Século 20 – Vera Rubin desafiou paradigmas ao demonstrar a existência da matéria escura, revolucionando a astrofísica. Cecília Payne-Gaposchkin, em sua tese de doutorado em 1925, revelou que as estrelas são compostas majoritariamente de hidrogênio e hélio, uma descoberta ignorada à época, mas posteriormente confirmada como um marco na ciência.

A Astrônoma norte-americana Sandra Faber é co-desenvolvedora da Lei de Faber-Jackson, que relaciona a luminosidade de galáxias elípticas à velocidade de suas estrelas, e contribuiu para o desenvolvimento do Telescópio Espacial Hubble.

A física brasileira Carola Dobrigkeit Chinellato, professora da Universidade Estadual de Campinas (Unicamp), foi aluna e amiga de César Lattes e representa o Brasil no Observatório Pierre Auger, na Argentina, e é a maior especialista em raios cósmicos.

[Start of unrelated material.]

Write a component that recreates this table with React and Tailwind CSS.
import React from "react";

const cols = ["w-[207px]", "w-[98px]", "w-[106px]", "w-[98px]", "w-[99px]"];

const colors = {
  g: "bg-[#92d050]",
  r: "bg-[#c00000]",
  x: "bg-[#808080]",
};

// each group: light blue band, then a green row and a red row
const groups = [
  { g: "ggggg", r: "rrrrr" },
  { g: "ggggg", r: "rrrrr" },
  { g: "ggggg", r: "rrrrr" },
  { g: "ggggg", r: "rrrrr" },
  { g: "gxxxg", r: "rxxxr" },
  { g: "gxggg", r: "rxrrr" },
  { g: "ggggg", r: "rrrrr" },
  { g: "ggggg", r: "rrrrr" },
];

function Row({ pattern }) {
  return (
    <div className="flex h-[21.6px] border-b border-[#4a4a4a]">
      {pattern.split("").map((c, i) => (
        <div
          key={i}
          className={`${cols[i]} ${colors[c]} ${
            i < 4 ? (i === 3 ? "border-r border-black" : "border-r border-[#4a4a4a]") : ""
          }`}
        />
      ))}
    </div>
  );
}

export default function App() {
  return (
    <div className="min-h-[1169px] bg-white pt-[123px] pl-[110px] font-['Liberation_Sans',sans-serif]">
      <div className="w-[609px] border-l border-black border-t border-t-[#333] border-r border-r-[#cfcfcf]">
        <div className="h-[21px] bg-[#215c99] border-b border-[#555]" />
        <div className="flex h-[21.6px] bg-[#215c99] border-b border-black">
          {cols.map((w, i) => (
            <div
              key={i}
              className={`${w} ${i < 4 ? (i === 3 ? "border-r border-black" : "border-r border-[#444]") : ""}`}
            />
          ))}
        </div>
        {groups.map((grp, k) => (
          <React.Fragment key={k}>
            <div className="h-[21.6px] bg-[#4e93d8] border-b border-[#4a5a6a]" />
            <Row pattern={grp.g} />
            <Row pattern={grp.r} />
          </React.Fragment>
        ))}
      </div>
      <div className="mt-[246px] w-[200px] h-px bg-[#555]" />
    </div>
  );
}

Século 21 -Já Katie Bouman é uma cientista da computação que liderou a criação do algoritmo usado para gerar a primeira imagem de um buraco negro, capturado em 2019 pelo projeto Event Horizon Telescope.

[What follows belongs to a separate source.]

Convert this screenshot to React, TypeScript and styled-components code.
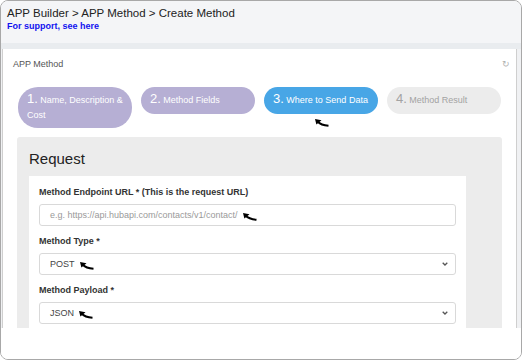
import React from 'react';
import styled, { createGlobalStyle } from 'styled-components';

const GlobalStyle = createGlobalStyle`
	html, body {
		margin: 0;
		padding: 0;
		background: #ffffff;
		font-family: 'Liberation Sans', Arial, sans-serif;
	}
`;

const Frame = styled.div`
	width: 520px;
	height: 358px;
	border: 1px solid #a8a8a8;
	border-radius: 8px;
	overflow: hidden;
	background: #ffffff;
	display: flex;
	flex-direction: column;
`;

const Header = styled.div`
	height: 42px;
	flex-shrink: 0;
	box-sizing: border-box;
	padding: 5px 6px 0;
	background: #f4f5f7;
`;

const Crumbs = styled.div`
	font-size: 11.5px;
	color: #222;
	line-height: 14px;
`;

const Support = styled.a`
	display: block;
	margin-top: 1px;
	font-size: 9px;
	font-weight: bold;
	color: #1212f0;
	text-decoration: none;
`;

const Band = styled.div`
	height: 6px;
	flex-shrink: 0;
	background: #e9ecef;
`;

const Body = styled.div`
	display: flex;
	height: 279px;
	flex-shrink: 0;
	background: #f0f1f3;
	padding-left: 1px;
`;

const Panel = styled.div`
	flex: 1;
	background: #ffffff;
	border-left: 1px solid #cfcfcf;
	border-right: 1px solid #cfcfcf;
	display: flex;
	flex-direction: column;
	padding: 0 14px;
	overflow: hidden;
`;

const Rail = styled.div`
	width: 4px;
`;

const PanelHead = styled.div`
	display: flex;
	justify-content: space-between;
	align-items: center;
	height: 27px;
	flex-shrink: 0;
	padding-top: 2px;
	box-sizing: border-box;
	margin-left: -4px;
	margin-right: -8px;
	font-size: 9px;
	color: #555;
`;

const Refresh = styled.span`
	font-size: 9px;
	color: #b0b0b0;
`;

const Steps = styled.div`
	display: flex;
	gap: 9px;
	align-items: flex-start;
	flex-shrink: 0;
	margin-top: 11px;
	margin-left: 1px;
`;

type Tone = 'done' | 'active' | 'todo';

const tones: Record<Tone, { bg: string; fg: string }> = {
	done: { bg: '#b6afd4', fg: '#ffffff' },
	active: { bg: '#48a6e6', fg: '#ffffff' },
	todo: { bg: '#ececec', fg: '#a3a3a3' }
};

const StepWrap = styled.div`
	position: relative;
	width: 114px;
	flex-shrink: 0;
`;

const Pill = styled.div<{ $tone: Tone }>`
	box-sizing: border-box;
	min-height: 27px;
	padding: 6px 3px 5px 9px;
	border-radius: ${(p) => (p.$tone === 'done' ? '20px' : '14px')};
	background: ${(p) => tones[p.$tone].bg};
	color: ${(p) => tones[p.$tone].fg};
	font-size: 9px;
	line-height: 15px;
`;

const Num = styled.span`
	font-size: 13px;
	line-height: 0;
`;

const Request = styled.div`
	margin-top: 9px;
	flex: 1;
	min-height: 0;
	background: #ececec;
	border-radius: 3px 3px 0 0;
	padding: 0 36px 0 12px;
	display: flex;
	flex-direction: column;
`;

const RequestTitle = styled.div`
	font-size: 15px;
	color: #222;
	height: 39px;
	flex-shrink: 0;
	line-height: 28px;
	padding-top: 8px;
	box-sizing: border-box;
`;

const Card = styled.div`
	flex: 1;
	background: #ffffff;
	padding: 10px 10px 0 10px;
	display: flex;
	flex-direction: column;
`;

const Label = styled.div`
	font-size: 9px;
	font-weight: bold;
	color: #333;
	line-height: 12px;
	margin-bottom: 6px;
`;

const Field = styled.div`
	display: flex;
	align-items: center;
	justify-content: space-between;
	height: 22px;
	flex-shrink: 0;
	box-sizing: border-box;
	border: 1px solid #d9d9d9;
	border-radius: 3px;
	padding: 0 7px 0 10px;
	margin-bottom: 9px;
	font-size: 9px;

	&:last-child {
		margin-bottom: 0;
	}
`;

const Value = styled.span<{ $muted?: boolean }>`
	display: flex;
	align-items: center;
	gap: 5px;
	color: ${(p) => (p.$muted ? '#9a9a9a' : '#444')};
`;

const Footer = styled.div`
	flex: 1;
	background: #ffffff;
`;

const ArrowMark: React.FC = () => (
	<svg width="14" height="8" viewBox="0 0 14 8" style={{ marginTop: 3 }}>
		<path d="M0 0 L6.5 1.2 L1.4 5.6 Z" fill="#000" />
		<path d="M2.5 2.5 Q6 6.2 13.5 6.8" stroke="#000" strokeWidth="2" fill="none" />
	</svg>
);

const Chevron = () => (
	<svg width="6" height="4" viewBox="0 0 6 4">
		<path d="M0.7 0.8 L3 3 L5.3 0.8" stroke="#555" strokeWidth="1.3" fill="none" />
	</svg>
);

const Cursor = styled.div`
	position: absolute;
	left: 51px;
	top: 26px;
`;

const App: React.FC = () => {
	return (
		<>
			<GlobalStyle />
			<Frame>
				<Header>
					<Crumbs>APP Builder &gt; APP Method &gt; Create Method</Crumbs>
					<Support>For support, see here</Support>
				</Header>
				<Band />
				<Body>
					<Panel>
						<PanelHead>
							<span>APP Method</span>
							<Refresh>↻</Refresh>
						</PanelHead>
						<Steps>
							<StepWrap>
								<Pill $tone="done">
									<Num>1.</Num> Name, Description &amp; Cost
								</Pill>
							</StepWrap>
							<StepWrap>
								<Pill $tone="done">
									<Num>2.</Num> Method Fields
								</Pill>
							</StepWrap>
							<StepWrap>
								<Pill $tone="active">
									<Num>3.</Num> Where to Send Data
								</Pill>
								<Cursor>
									<ArrowMark />
								</Cursor>
							</StepWrap>
							<StepWrap>
								<Pill $tone="todo">
									<Num>4.</Num> Method Result
								</Pill>
							</StepWrap>
						</Steps>
						<Request>
							<RequestTitle>Request</RequestTitle>
							<Card>
								<Label>Method Endpoint URL * (This is the request URL)</Label>
								<Field>
									<Value $muted>
										e.g. https://api.hubapi.com/contacts/v1/contact/
										<ArrowMark />
									</Value>
								</Field>
								<Label>Method Type *</Label>
								<Field>
									<Value>
										POST
										<ArrowMark />
									</Value>
									<Chevron />
								</Field>
								<Label>Method Payload *</Label>
								<Field>
									<Value>
										JSON
										<ArrowMark />
									</Value>
									<Chevron />
								</Field>
							</Card>
						</Request>
					</Panel>
					<Rail />
				</Body>
				<Footer />
			</Frame>
		</>
	);
};

export default App;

A astrofísica brasileira Isabel Aleman, de Embu das Artes, na Grande São Paulo, participou da coordenação do estudo das primeiras fotos feitas pelo Telescópio Espacial James Webb da nebulosa NGC 3132, ou Nebulosa do Anel do Sul, que está a 2,5 mil anos-luz da Terra.

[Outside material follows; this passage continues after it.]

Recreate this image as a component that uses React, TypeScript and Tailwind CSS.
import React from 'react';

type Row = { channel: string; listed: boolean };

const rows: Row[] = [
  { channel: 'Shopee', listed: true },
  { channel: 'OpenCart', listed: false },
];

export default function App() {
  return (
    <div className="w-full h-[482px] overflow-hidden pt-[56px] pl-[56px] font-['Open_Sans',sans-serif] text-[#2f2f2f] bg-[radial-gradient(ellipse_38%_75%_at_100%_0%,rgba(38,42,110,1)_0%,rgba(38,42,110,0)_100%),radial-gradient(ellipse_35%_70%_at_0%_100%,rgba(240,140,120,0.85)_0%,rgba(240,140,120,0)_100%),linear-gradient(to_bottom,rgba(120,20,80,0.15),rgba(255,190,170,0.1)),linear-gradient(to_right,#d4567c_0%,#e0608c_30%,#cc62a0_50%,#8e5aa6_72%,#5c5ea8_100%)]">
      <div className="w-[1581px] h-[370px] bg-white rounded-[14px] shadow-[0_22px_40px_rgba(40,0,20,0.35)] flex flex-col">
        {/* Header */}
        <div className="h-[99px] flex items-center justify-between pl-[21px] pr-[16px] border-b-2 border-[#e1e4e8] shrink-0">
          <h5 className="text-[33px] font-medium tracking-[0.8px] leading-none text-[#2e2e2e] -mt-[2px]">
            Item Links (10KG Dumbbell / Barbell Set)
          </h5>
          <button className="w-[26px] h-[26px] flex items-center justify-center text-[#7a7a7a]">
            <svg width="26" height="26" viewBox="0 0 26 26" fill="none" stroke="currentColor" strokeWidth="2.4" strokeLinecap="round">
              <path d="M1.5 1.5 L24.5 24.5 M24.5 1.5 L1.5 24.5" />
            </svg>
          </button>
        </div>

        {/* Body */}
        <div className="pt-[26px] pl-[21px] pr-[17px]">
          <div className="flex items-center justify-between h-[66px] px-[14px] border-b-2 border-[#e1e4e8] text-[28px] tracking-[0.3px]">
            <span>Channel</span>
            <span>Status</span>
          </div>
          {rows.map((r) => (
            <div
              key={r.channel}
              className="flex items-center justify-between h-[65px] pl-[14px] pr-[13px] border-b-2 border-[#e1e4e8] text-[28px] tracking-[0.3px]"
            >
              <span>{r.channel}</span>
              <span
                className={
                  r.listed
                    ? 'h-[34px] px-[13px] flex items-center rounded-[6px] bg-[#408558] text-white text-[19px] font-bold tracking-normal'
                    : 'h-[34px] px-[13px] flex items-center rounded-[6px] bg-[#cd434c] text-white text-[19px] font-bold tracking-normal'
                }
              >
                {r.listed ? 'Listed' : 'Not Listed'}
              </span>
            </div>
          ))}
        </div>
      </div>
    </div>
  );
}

Rita de Cássia dos Anjos, professora da Universidade Federal do Paraná Seção Palotina, é vencedora dos prêmios da SBF Carolina Nemes e Anselmo Salles Paschoa, é uma grande cientista dos projetos internacionais do Observatório Pierre Auger, na Argentina, e o Cherenkov Telescope Array (CTA), que estudam raios cósmicos e raios gama.